Combs first surged to prominence and fortune in his early 20s as a wunderkind star maker, a record producer with a keen ear for danceable hits and a flair for spotting talent, be it rappers (Notorious B.I.G. and Mase), a rhythm-and-blues songbird (Faith Evans) or hot producers (Bad Boy's in-house "Hitmen"). But these days Puffy vastly overshadows the performers on his label. (Puffy's 1997 debut album sold an extraordinary 6 million copies, propelled by the smash hit "Missing You," a poignant tribute to Biggie, performed to the music of Sting's classic "Every Breath You Take.") Acts are complaining that they've been relegated to the back burner as the label lavishly promotes Puffy's career. Of the nearly dozen new recordings reportedly slated for release this year, only one besides Puffy's has made it into record-store bins. There has already been one key defection, by top-selling rap act The Lox, who went to rival Interscope, citing a "combination of irreconcilable differences.''

"I applaud Puffy's success," Bad Boy star Faith Evans told NEWSWEEK. "But I do feel it took away a lot of attention in terms of work and thought put into other artists. His time availability isn't the same. A lot of artists aren't happy."

The imbalance, which Puffy has been attempting to right by staffing up, could threaten Bad Boy, the engine of Puffy's ambitious expansion into media, restaurants and fashion. It is already exacting a financial toll. Although Bad Boy will not disclose financial information, music revenues reportedly have fallen to $50 million or $60 million this year from a peak well in excess of $100 million in recent years. Puffy, who personally earned an estimated $53 million last year, declined to be interviewed. His associates complain that the press is prematurely judging the prospects of "Forever" and that Bad Boy's ups and downs are typical in a hit-driven business. They note that Bad Boy artists Faith and the group 112 have recent hits. Puffy's lawyer, Kenny Marsalis, insists that Puffy's fortunes are on the upswing, citing his No. 1 single and the album's climb toward platinum status (1 million sold). There's a big slate of releases for 2000. Adds Arista CEO Clive Davis, "Puffy is a survivor. He is showing resiliency." Arista, a unit of Bertelsmann, co-owns Bad Boy. Puffy's camp says the rest of his business ventures, including a clothing line, Sean John, are doing extremely well. Finally, Puffy's advisers believe he is the target of "player hating," hostility toward successful rap artists.

Still, the many demands on Puffy have left him with little time for the absorbing process of breaking new acts, which is the key to a label's financial health. Bad Boy has been slow to debut a promising young rapper named Shyne. Wooed by several labels, Shyne signed with Bad Boy two years ago for an advance of at least $1 million. Since then, Shyne has drawn more attention for troubles outside the studio. Soon after joining Bad Boy's roster, he crashed his new Mercedes; a friend died in the accident. The record is nearly finished, but no firm release date has been set. Shyne's record probably would have come out this year if Puffy's CD had gotten off to a stronger start, says Deric (D-Dot) Angelettie, a longtime Puffy confidant, a pivotal Bad Boy producer and CEO of the Crazy Cat label. "Our new artists had to take the background for a minute,'' he said.

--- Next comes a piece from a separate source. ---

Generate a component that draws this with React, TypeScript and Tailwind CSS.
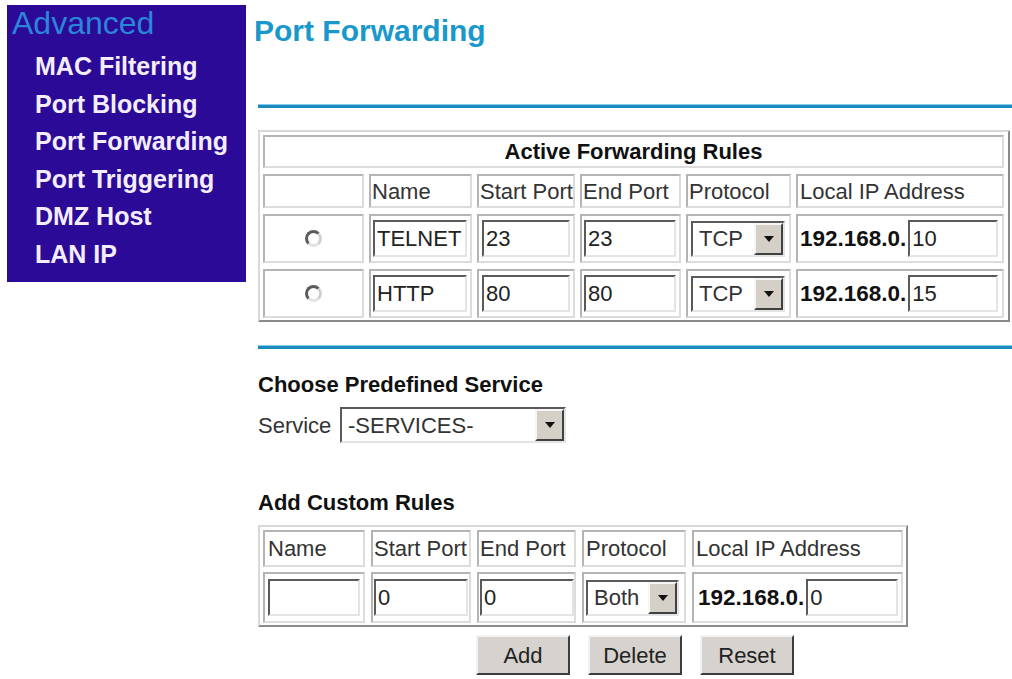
import React from "react";

const cell =
  "border-2 border-t-[#b4b4b4] border-l-[#b4b4b4] border-b-[#dcdcdc] border-r-[#dcdcdc] bg-white flex items-center";
const inset =
  "border-2 border-t-[#5a5a5a] border-l-[#5a5a5a] border-b-[#e4e4e4] border-r-[#e4e4e4] bg-white";
const outer =
  "border-2 border-t-[#d8d8d8] border-l-[#d8d8d8] border-b-[#8a8a8a] border-r-[#8a8a8a] bg-white";

const Arrow = () => (
  <svg width="10" height="6" viewBox="0 0 10 6">
    <path d="M0 0h10L5 6z" fill="#111" />
  </svg>
);

const TextField = ({ value, className }: { value: string; className: string }) => (
  <input
    readOnly
    value={value}
    className={`${inset} ${className} h-[37px] px-[2px] text-[22px] text-[#222] outline-none`}
  />
);

const Dropdown = ({ value, className }: { value: string; className: string }) => (
  <div className={`${inset} ${className} h-[36px] flex items-stretch`}>
    <span className="flex-1 flex items-center pl-[6px] text-[22px] text-[#333]">{value}</span>
    <span className="w-[29px] bg-[#d4d0c8] border-2 border-t-[#f6f6f6] border-l-[#f6f6f6] border-b-[#404040] border-r-[#404040] flex items-center justify-center">
      <Arrow />
    </span>
  </div>
);

const Radio = () => (
  <span className="w-[17px] h-[17px] rounded-full bg-white border-[3px] border-t-[#5c5c5c] border-l-[#5c5c5c] border-b-[#e2e2e2] border-r-[#d0d0d0]" />
);

const rules = [
  { name: "TELNET", start: "23", end: "23", ip: "10" },
  { name: "HTTP", start: "80", end: "80", ip: "15" },
];

const ActiveRules = () => (
  <div className={`${outer} mt-[22px] w-[752px] pt-[3px] pl-[3px] pr-[3px] pb-[2px]`}>
    <div className="grid grid-cols-[101px_103px_98px_101px_105px_208px] gap-x-[5px] gap-y-[6px] text-[22px] text-[#333]">
      <div className={`${cell} col-span-6 h-[33px] justify-center font-bold text-[#111]`}>
        Active Forwarding Rules
      </div>
      <div className={`${cell} h-[34px]`} />
      <div className={`${cell} h-[34px] pl-[1px]`}>Name</div>
      <div className={`${cell} h-[34px] pl-[1px]`}>Start Port</div>
      <div className={`${cell} h-[34px] pl-[1px]`}>End Port</div>
      <div className={`${cell} h-[34px] pl-[1px]`}>Protocol</div>
      <div className={`${cell} h-[34px] pl-[2px]`}>Local IP Address</div>
      {rules.map((r) => (
        <React.Fragment key={r.name}>
          <div className={`${cell} h-[49px] justify-center`}>
            <Radio />
          </div>
          <div className={`${cell} h-[49px] px-[2px]`}>
            <TextField value={r.name} className="w-[94px]" />
          </div>
          <div className={`${cell} h-[49px] px-[3px]`}>
            <TextField value={r.start} className="w-[88px]" />
          </div>
          <div className={`${cell} h-[49px] px-[2px]`}>
            <TextField value={r.end} className="w-[92px]" />
          </div>
          <div className={`${cell} h-[49px] px-[3px]`}>
            <Dropdown value="TCP" className="w-[94px]" />
          </div>
          <div className={`${cell} h-[49px] pl-[2px]`}>
            <span className="font-bold text-[#111] text-[22.5px]">192.168.0.</span>
            <TextField value={r.ip} className="w-[90px] ml-[2px]" />
          </div>
        </React.Fragment>
      ))}
    </div>
  </div>
);

const CustomRules = () => (
  <div className={`${outer} mt-[9px] w-[650px] pt-[3px] pl-[3px] pr-[3px] pb-[2px]`}>
    <div className="grid grid-cols-[102px_100px_99px_104px_211px] gap-x-[6px] gap-y-[5px] text-[22px] text-[#333]">
      <div className={`${cell} h-[37px] pl-[3px]`}>Name</div>
      <div className={`${cell} h-[37px] pl-[1px]`}>Start Port</div>
      <div className={`${cell} h-[37px] pl-[1px]`}>End Port</div>
      <div className={`${cell} h-[37px] pl-[2px]`}>Protocol</div>
      <div className={`${cell} h-[37px] pl-[2px]`}>Local IP Address</div>
      <div className={`${cell} h-[51px] px-[3px]`}>
        <TextField value="" className="w-[92px]" />
      </div>
      <div className={`${cell} h-[51px] px-[1px]`}>
        <TextField value="0" className="w-[94px]" />
      </div>
      <div className={`${cell} h-[51px] px-[1px]`}>
        <TextField value="0" className="w-[94px]" />
      </div>
      <div className={`${cell} h-[51px] px-[2px]`}>
        <Dropdown value="Both" className="w-[93px]" />
      </div>
      <div className={`${cell} h-[51px] pl-[4px]`}>
        <span className="font-bold text-[#111] text-[22.5px]">192.168.0.</span>
        <TextField value="0" className="w-[92px] ml-[2px]" />
      </div>
    </div>
  </div>
);

const Button = ({ label }: { label: string }) => (
  <button className="w-[94px] h-[40px] bg-[#d6d3ce] border-2 border-t-[#f2f2f2] border-l-[#f2f2f2] border-b-[#3c3c3c] border-r-[#3c3c3c] text-[22px] text-[#222]">
    {label}
  </button>
);

const Rule = ({ top }: { top: string }) => (
  <div className={`${top} h-[4px] w-full bg-[#1b8cc0] border-t border-[#86cbea]`} />
);

export default function App() {
  const menu = ["MAC Filtering", "Port Blocking", "Port Forwarding", "Port Triggering", "DMZ Host", "LAN IP"];
  return (
    <div className="min-h-[679px] w-[1012px] bg-white flex font-['Liberation_Sans',Arial,sans-serif]">
      <aside className="ml-[7px] mt-[5px] w-[239px] h-[277px] bg-[#2b0a98] pl-[5px] pb-[8px]">
        <div className="text-[32px] leading-[36px] text-[#2a86d8]">Advanced</div>
        <ul className="mt-[7px] pl-[23px]">
          {menu.map((m) => (
            <li key={m} className="text-[25px] leading-[37.6px] font-bold text-[#f4eefc]">
              {m}
            </li>
          ))}
        </ul>
      </aside>

      <main className="ml-[12px] flex-1 flex flex-col items-start">
        <h1 className="mt-[13px] -ml-[4px] text-[30px] leading-[36px] font-bold text-[#1a98cc]">Port Forwarding</h1>
        <Rule top="mt-[55px]" />

        <ActiveRules />

        <Rule top="mt-[23px]" />

        <h2 className="mt-[23px] text-[22px] leading-[26px] font-bold text-[#111]">Choose Predefined Service</h2>
        <div className="mt-[9px] flex items-center">
          <span className="text-[22px] text-[#333] w-[82px]">Service</span>
          <Dropdown value="-SERVICES-" className="w-[226px]" />
        </div>

        <h2 className="mt-[47px] text-[22px] leading-[26px] font-bold text-[#111]">Add Custom Rules</h2>
        <CustomRules />

        <div className="mt-[8px] w-full flex justify-center gap-[18px]">
          <Button label="Add" />
          <Button label="Delete" />
          <Button label="Reset" />
        </div>
      </main>
    </div>
  );
}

In the close-knit rap world, Puff's counterparts at other labels are watching Bad Boy with interest and even offering him unsolicited advice. "I recommended he focus on breaking some new acts" before concentrating on his own recording, says Island/Def Jam CEO Lyor Cohen, a longtime Puffy acquaintance. Cohen lost out to Puffy in pursuing Shyne. But DMX, another rapper Cohen signed at the same time, has already put out two smash albums, and a third is on the way.

Lately, associates say, Puffy is throwing himself into appeasing his disgruntled roster. Critical in his efforts to restore peace in the family is Faith Evans, dubbed "The First Lady of Bad Boy"--and widow of Notorious B.I.G. She says she is renegotiating her recording contract with the label and is attempting to, among other things, regain full control over her lucrative music-publishing rights. One of Bad Boy's biggest planned releases for the year is "Born Again," a posthumous Biggie recording to be unveiled in December. But first Puffy had to negotiate with Evans and Biggie's mother over whether Bad Boy had full rights to the recordings. After months of fencing, Puffy recently worked out a deal that includes sweetened royalties and a sizable cash payment to the estate. Puffy is now devoting considerable energy to teeing up the album's December launch in hopes of a strong end to Bad Boy's year.

Yet he continues to be consumed with making a smash hit out of "Forever." His team is betting heavily on the third single, "My Best Friend," slated for a December release. In that song, designed to have mainstream pop appeal, Puffy raps a tribute to Jesus over the music of Christopher Cross's "Sailing." The title of the new single seems apropos for Puffy, as he wrestles with his two demanding roles. Should he focus on his own recording career, or go back to playing the role of "best friend" to his roster of artists? Puffy could use a little smooth sailing.